## BEGIN DATA SEGMENT

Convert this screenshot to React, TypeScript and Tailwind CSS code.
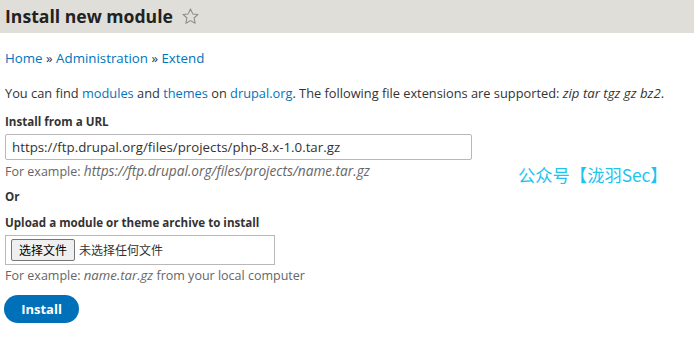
import React from 'react';

const App: React.FC = () => {
  return (
    <div className="w-[694px] h-[350px] bg-white overflow-hidden relative text-[#333] font-['Open_Sans',sans-serif] text-[12.8px] leading-[16px]">
      <div className="h-[33px] bg-[#e0ded9] flex items-center pl-[5px]">
        <h1 className="text-[17.6px] font-bold text-[#222] leading-none">Install new module</h1>
        <svg className="ml-[8px] w-[19px] h-[19px]" viewBox="0 0 24 24" fill="none" stroke="#8a8a8a" strokeWidth={1.3} strokeLinejoin="round">
          <path d="M12 2.5l2.9 6.2 6.6.7-5 4.5 1.4 6.6L12 17.2l-5.9 3.3 1.4-6.6-5-4.5 6.6-.7z" />
        </svg>
      </div>

      <div className="px-[5px]">
        <div className="mt-[17px] text-[#0074bd] text-[13.3px]">
          Home <span className="text-[#333]">»</span> Administration <span className="text-[#333]">»</span> Extend
        </div>

        <p className="mt-[19px]">
          You can find <span className="text-[#0074bd]">modules</span> and <span className="text-[#0074bd]">themes</span> on{' '}
          <span className="text-[#0074bd]">drupal.org</span>. The following file extensions are supported:{' '}
          <em className="text-[13.2px]">zip tar tgz gz bz2</em>.
        </p>

        <div className="mt-[13px] font-bold text-[11.6px]">Install from a URL</div>
        <div className="mt-[4px] w-[467px] h-[26px] border border-[#b8b8b8] rounded-[2px] flex items-center px-[6px] text-[13.3px] text-[#333]">
          https://ftp.drupal.org/files/projects/php-8.x-1.0.tar.gz
        </div>
        <div className="mt-[3px] text-[#666] text-[12.5px]">
          For example: <em className="text-[13.7px]">https://ftp.drupal.org/files/projects/name.tar.gz</em>
        </div>

        <div className="mt-[9px] font-bold text-[11.6px]">Or</div>

        <div className="mt-[10px] font-bold text-[11.6px]">Upload a module or theme archive to install</div>
        <div className="mt-[4px] w-[270px] h-[30px] border border-[#b8b8b8] flex items-center pl-[5px] gap-[4px] font-['Noto_Sans_CJK_SC',sans-serif] text-[12px]">
          <span className="h-[22px] w-[64px] border border-[#767676] rounded-[2px] bg-[#efefef] flex items-center justify-center text-black">选择文件</span>
          <span className="text-[#333]">未选择任何文件</span>
        </div>
        <div className="mt-[2px] text-[#666] text-[12.5px]">
          For example: <em className="text-[13.2px]">name.tar.gz</em> from your local computer
        </div>

        <button className="mt-[11px] -ml-[1px] w-[75px] h-[28px] rounded-full bg-[#0071b8] text-white font-bold text-[13px] leading-none">Install</button>
      </div>

      <div className="absolute left-[518px] top-[165px] text-[17.3px] leading-[20px] text-[#1ec3ef] font-['Noto_Sans_CJK_SC',sans-serif]">
        公众号【泷羽Sec】
      </div>
    </div>
  );
};

export default App;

## END DATA SEGMENT

SHORT TASK: Pictures stay out. Repeat only the lines from the beginning of the data through the line that has "import React from 'react';".

OUTPUT BELOW:
Convert this screenshot to React, TypeScript and Tailwind CSS code.
import React from 'react';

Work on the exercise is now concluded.